Authentic?   Oh, yes.  True to character?  I wouldn’t have believed it if I hadn’t been there, but I was and that’s how it happened.  Would I use it?  Sorry, Mom, but yeah.  I just did.


Photo courtesy of  Mr. Bruce Kittess of The Three Monkeys:



  1. AareneX says:

    On-target (as always!)

    1. Thanks so much, Aarene. I appreciate your stopping by.

  2. Anne Fitzgerald says:

    I recently had a dream in which an angel (with tacky wings and halo, which they know I don’t believe in) was saying to me: “You really ought to knock off the swearing.”

    1. Wow! What a great dream. No hidden subtexts there. The meaning of my dreams tends to be very clear to me–no Cliff Notes necessary. Were you an English major too? Thanks so much for stopping by, Anne.

  3. kathy Klein says:

    Another funny post, Naomi. And so true.

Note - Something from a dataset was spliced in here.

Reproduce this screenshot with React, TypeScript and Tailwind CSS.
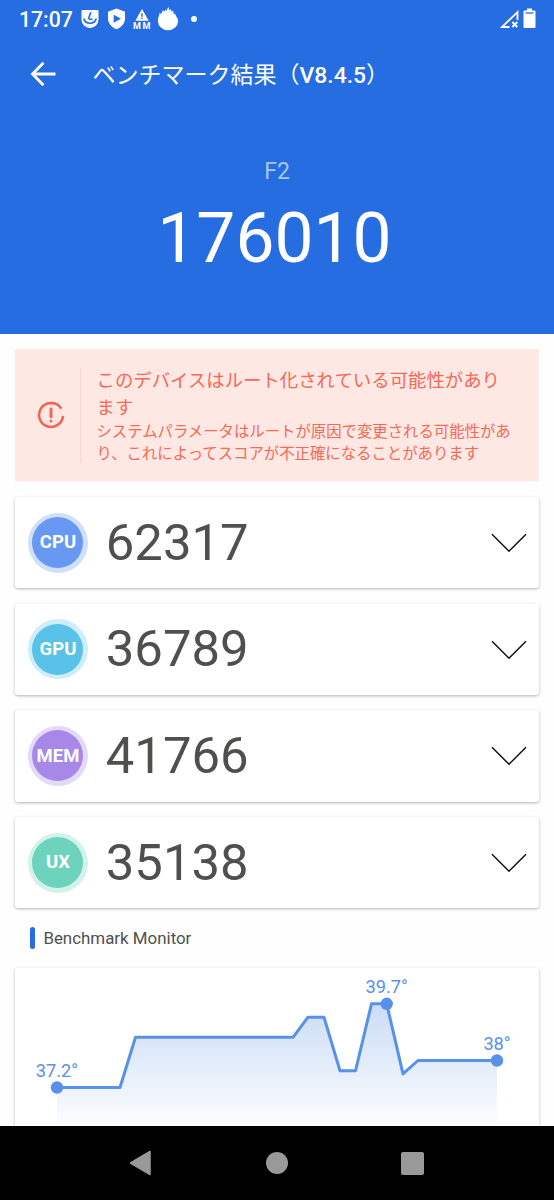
import React from 'react'

interface Score {
  label: string
  value: number
  ring: string
  fill: string
}

const scores: Score[] = [
  { label: 'CPU', value: 62317, ring: 'bg-[#d0dffa]', fill: 'bg-[#6799f2]' },
  { label: 'GPU', value: 36789, ring: 'bg-[#cdedf8]', fill: 'bg-[#59c2e9]' },
  { label: 'MEM', value: 41766, ring: 'bg-[#e3d9f8]', fill: 'bg-[#a787e7]' },
  { label: 'UX', value: 35138, ring: 'bg-[#d3f2ea]', fill: 'bg-[#6dd3bd]' },
]

const line = '42,119.5 105,119.5 120.5,69.3 278,69.3 293,49.2 309,49.2 325,102.8 340.5,102.8 356.5,35.8 371.7,35.8 388,105.8 403,92.5 482,92.5'

const markers = [
  { x: 42, y: 119.5, label: '37.2°' },
  { x: 371.7, y: 35.8, label: '39.7°' },
  { x: 482, y: 92.5, label: '38°' },
]

const StatusBar: React.FC = () => (
  <div className="flex h-[38px] items-center justify-between pl-[19px] pr-[18px] text-white">
    <div className="flex items-center">
      <span className="mt-px w-[54px] text-[21.2px] leading-none font-medium">17:07</span>
      <svg className="ml-2" width="18" height="20" viewBox="0 0 18 20">
        <path d="M1.500 1h15a1 1 0 0 1 1 1v8.500a8.500 8.500 0 0 1-17 0V2a1 1 0 0 1 1-1z" fill="#fff" />
        <path d="M9.800 3.200 8 8.200c-.5 1.700.5 2.200 3.400 2" fill="none" stroke="#256de0" strokeWidth="1.700" />
        <path d="M2.800 9.500c.6 3 3 4.700 6.200 4.700s5.600-1.700 6.200-4.700" fill="none" stroke="#256de0" strokeWidth="1.600" />
      </svg>
      <svg className="ml-[7.5px]" width="19" height="22" viewBox="0 0 19 22">
        <path d="M9.500.5 18 3.800v6.700c0 5-3.700 8.700-8.500 10.800C4.700 19.200 1 15.500 1 10.500V3.800z" fill="#fff" />
        <path d="M6.700 6.700v8l7.300-4z" fill="#256de0" />
      </svg>
      <span className="ml-[6px] flex flex-col items-center">
        <svg width="14" height="12" viewBox="0 0 14 12">
          <path d="M7 0 13.700 11.800H.3z" fill="#fff" />
          <path d="M7 4.200v3.500M7 8.700v1.400" stroke="#256de0" strokeWidth="1.500" />
        </svg>
        <span className="mt-px pl-[1.5px] text-[9px] leading-[8px] font-bold tracking-[1.5px]">MM</span>
      </span>
      <svg className="ml-[5.5px]" width="22" height="24" viewBox="0 0 22 24">
        <path d="M6 3 7.300 5 8.300 2.500l1 1.500L11.300 0l1.300 3.500L13.800 2l1 3 1.400-1.500.6 3.800 1.300-.8c.2 1.200.5 2 1.200 3 1.200 1.600 1.800 2.700 1.800 4.500A10.100 9.300 0 0 1 .9 14c0-2 .4-3.400 1.200-5.200L2.500 6l1.700 1z" fill="#fff" />
      </svg>
      <span className="ml-[12px] size-1.5 rounded-full bg-white" />
    </div>
    <div className="mb-px flex items-center gap-[3.5px]">
      <svg width="21" height="20" viewBox="0 0 21 20">
        <path d="M10.500 18H3L18.500 3v8" fill="none" stroke="#fff" strokeWidth="1.800" />
        <path d="m13.300 13 5 5m0-5-5 5" stroke="#fff" strokeWidth="1.900" />
      </svg>
      <svg width="13" height="21" viewBox="0 0 13 21">
        <path d="M4 .5h5v2h2.500a1 1 0 0 1 1 1V19a1 1 0 0 1-1 1h-10a1 1 0 0 1-1-1V3.500a1 1 0 0 1 1-1H4z" fill="#fff" />
        <path d="M2.500 5h8" stroke="#256de0" strokeWidth="1.300" />
      </svg>
    </div>
  </div>
)

const Header: React.FC = () => (
  <header className="h-[334px] shrink-0 bg-[#256de0]">
    <StatusBar />
    <div className="flex h-[72px] items-center pl-[30px] text-white">
      <svg width="26" height="26" viewBox="0 0 26 26" fill="none" stroke="#fff" strokeWidth="2.800">
        <path d="M25.500 13H3M13.500 1.800 2.500 13 13.500 24.200" />
      </svg>
      <h1 className="mt-[3px] ml-[36.5px] text-[23px] leading-none font-medium">
        <span className="font-normal">ベンチマーク結果（</span>
        <span className="text-[22.9px]">V8.4.5</span>
        <span className="font-normal">）</span>
      </h1>
    </div>
    <div className="flex flex-col items-center pt-[47px]">
      <span className="text-[23px] leading-[30px] text-[#a8c7f5]">F2</span>
      <span className="mt-[12px] mr-[5px] text-[69.5px] leading-[80px] text-white">176010</span>
    </div>
  </header>
)

const RootWarning: React.FC = () => (
  <section className="flex h-[132px] items-center bg-[#fee8e4] text-[#f86854]">
    <svg className="ml-[21.5px]" width="28" height="28" viewBox="0 0 28 28" fill="none" stroke="#f5624e" strokeLinecap="round">
      <path d="M24.300 7.700A12 12 0 1 0 26 14.800" strokeWidth="2.500" strokeLinecap="butt" />
      <path d="M14 8v8" strokeWidth="2.800" />
      <path d="M14 20v.1" strokeWidth="3" />
    </svg>
    <div className="ml-[15px] h-[95px] w-px bg-[#fbd4cd]" />
    <div className="mt-[3px] ml-[15.6px] whitespace-nowrap">
      <h2 className="text-[18.4px] leading-[26.5px]">
        このデバイスはルート化されている可能性があり<br />ます
      </h2>
      <p className="text-[15.38px] leading-[22.3px]">
        システムパラメータはルートが原因で変更される可能性があ<br />り、これによってスコアが不正確になることがあります
      </p>
    </div>
  </section>
)

const ScoreCard: React.FC<{ score: Score }> = ({ score }) => (
  <div className="flex h-[91.3px] items-center rounded-[3px] bg-white pl-[12.6px] pr-[12px] shadow-[0_1px_3px_rgba(0,0,0,0.3)]">
    <div className={`flex size-[60px] items-center justify-center rounded-full ${score.ring}`}>
      <div className={`flex size-[51px] items-center justify-center rounded-full text-[18.5px] font-bold text-white ${score.fill}`}>
        <span className="mt-px">{score.label}</span>
      </div>
    </div>
    <span className="mt-px ml-[17.8px] text-[50.8px] leading-none text-[#4f504e]">{score.value}</span>
    <svg className="mt-px ml-auto" width="36" height="20" viewBox="0 0 36 20" fill="none" stroke="#111" strokeWidth="1.500">
      <path d="M1 1.200 18 18.200 35 1.200" />
    </svg>
  </div>
)

const MonitorChart: React.FC = () => (
  <div className="h-[240px] rounded-[3px] bg-white shadow-[0_1px_3px_rgba(0,0,0,0.3)]">
    <svg width="523" height="170" viewBox="0 0 523 170">
      <defs>
        <linearGradient id="heat" x1="0" y1="35" x2="0" y2="165" gradientUnits="userSpaceOnUse">
          <stop offset="0" stopColor="#cbdcf6" />
          <stop offset="1" stopColor="#ffffff" />
        </linearGradient>
      </defs>
      <polygon points={`${line} 482,165 42,165`} fill="url(#heat)" />
      <polyline points={line} fill="none" stroke="#5891e9" strokeWidth="3" strokeLinejoin="round" />
      {markers.map((m) => (
        <g key={m.label} fill="#5891e9">
          <circle cx={m.x} cy={m.y} r="6.200" />
          <text x={m.x} y={m.y - 10.5} textAnchor="middle" fontSize="18.200">{m.label}</text>
        </g>
      ))}
    </svg>
  </div>
)

const NavBar: React.FC = () => (
  <nav className="flex h-[74px] shrink-0 items-center bg-black pl-[129px]">
    <svg width="22" height="26" viewBox="0 0 22 26">
      <path d="M1.500 13 21 1.500v23z" fill="#999" stroke="#999" strokeWidth="1.500" strokeLinejoin="round" />
    </svg>
    <span className="ml-[115px] size-[22px] rounded-full bg-[#999]" />
    <span className="ml-[113px] size-[23px] rounded-[2px] bg-[#999]" />
  </nav>
)

export default function App() {
  return (
    <div className="flex h-[1200px] w-[554px] flex-col overflow-hidden bg-[#fefefe] font-[Roboto,'Noto_Sans_CJK_JP',sans-serif]">
      <Header />
      <main className="min-h-0 flex-1 overflow-hidden px-[15.4px] pt-[15.3px]">
        <RootWarning />
        <div className="mt-[15.6px] flex flex-col gap-[15.4px]">
          {scores.map((score) => (
            <ScoreCard key={score.label} score={score} />
          ))}
        </div>
        <div className="flex h-[59.6px] items-center pl-[15px]">
          <span className="h-[22px] w-[5px] rounded-full bg-[#256de0]" />
          <h3 className="mt-px ml-2 text-[16.9px] leading-none text-[#505050]">Benchmark Monitor</h3>
        </div>
        <MonitorChart />
      </main>
      <NavBar />
    </div>
  )
}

    I used to help supervise my son’s kindergarten class during their lunch hour, and one day a little girl came up to me with a very worried look on her face. When I asked her what was the matter she confided, “Tyler just said the “F” word!”
    I didn’t know how to respond to that, so I just blinked & asked, “He did?”
    The girl nodded solemnly, then leaned closer & whispered, “Yeah. He said ‘fart’.”

    1. Hi Kathy! That is so funny! I remember my little brother wearing a shocked expression as he told me, “I just heard Daddy say SH#T! But I didn’t believe him, and I told him so. I thought we kids had invented that word. Thanks so much for stopping by!

  4. kewsmith says:

    The ‘S’ words were stupid and shut-up in our house. Evidently other parents did not agree with me.My daughter was in Elementary school when she informed me that everyone said ‘stupid’ and asked me how old she had to be before she could use the word. Now she is old enough to decide for herself and I never here her say it although, she has a fondness for a four letter ‘C’ word.

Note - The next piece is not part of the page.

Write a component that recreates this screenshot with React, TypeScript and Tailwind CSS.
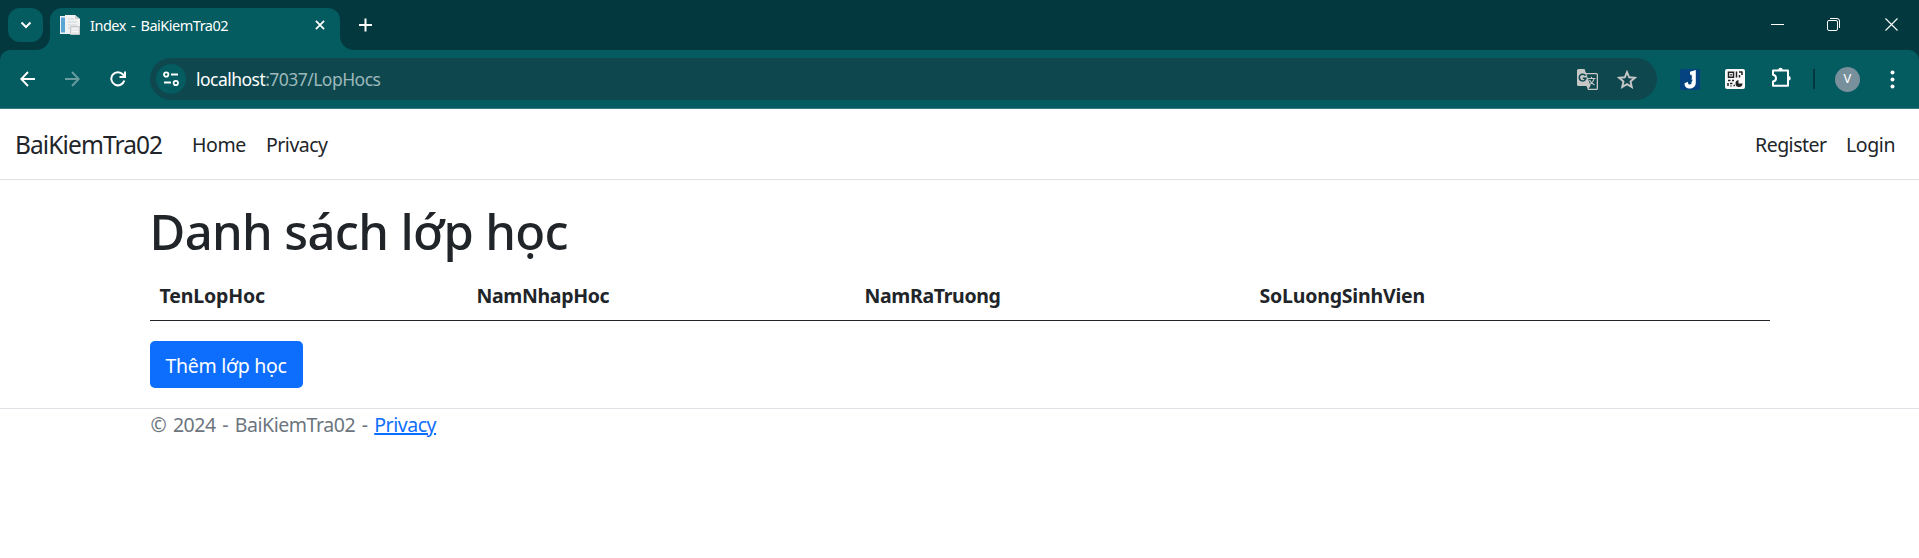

    1. That is so funny! Thanks for stopping by. I love your blog, and look forward to more posts.

  5. Heh, that’s great!
    Strange too, since I’ve always tried to explained to my mum who I feel about swearing, with varying degrees of success. Mainly because, to this day, I can’t swear in front of her. It just feels horrifically disrespectful for me and the one time I did slip up we were both so horrified that neither of us spoke for an hour.
    Thing is, you’re quite right; there are words, used so loosely, that, even though they aren’t ‘rude’ or ‘naughty’ have so much power. Hate, war, murder, rape are truly awful words because of what they mean; but people chuck them around all the time.
    The ‘traditional’ swear words however, cause people to go slightly nuts when most of the time they don’t even really mean anything.
    Very odd to me.

    Thanks for the post. 🙂

    1. HI Ileandra,

      I don’t know how I managed to miss this reply, but I love what you wrote. Thinking of you and those darling babies!

  6. tita buds says:

    Ah, swearing. Someone said that it gives us the relief denied us by religion. 😉

    1. I love that! Never heard it before. Thanks for the visit, Tita.

  7. Reblogged this on Work the Dream and commented:
    Wonderful blog naomi and says along the same lines of what I was saying about the words we use. 🙂

  8. love this. Thanks for giving me the link . 🙂

    1. I appreciate the reblog!

  9. Madhu says:

    Lol! ‘Stupid’ is the bad word of choice when the boys fight, but I was amused and a little concerned to learn that the worst abuse for the 6 year old is ” you are a girl”! 🙂

  10. Madhu says:

    Yes, my daughter needs a girl in the house for balance 🙂

  11. frizztext says:

    O.K. no S or F or H 4 letter words …

  12. Pat Bailey says:

    My funniest child story was when the five of us were in the car and my youngest, then 5, said that so-and-so has a hairy d###. Jim & I looked at each other and I asked if I heard what I thought I heard. He nodded yes, and I said that at least she didn’t know what it meant. Middle daughter piped up, oh yes she does. We, like you, were very careful in our language around the children but oh what they brought home from school. And obviously our children had discussions that we knew nothing about. They have grown into very articulate, well-mannered adults but there for a time I was worried.
    Thanks for the great post.

    1. Hi Pat,
      That is a stitch! Oh, my, yes! Kids know so much more than they we give them credit for. And yet, when my little brother came out of the house once, truly in shock, and said he heard our daddy use the ‘S’ word, I refused to believe him. How would a grownup know a naughty children’s word like that? I was sure we had invented it.

  13. Amy says:

    Hi Naomi, Wonderful story for the challenge S. Thank you for the post.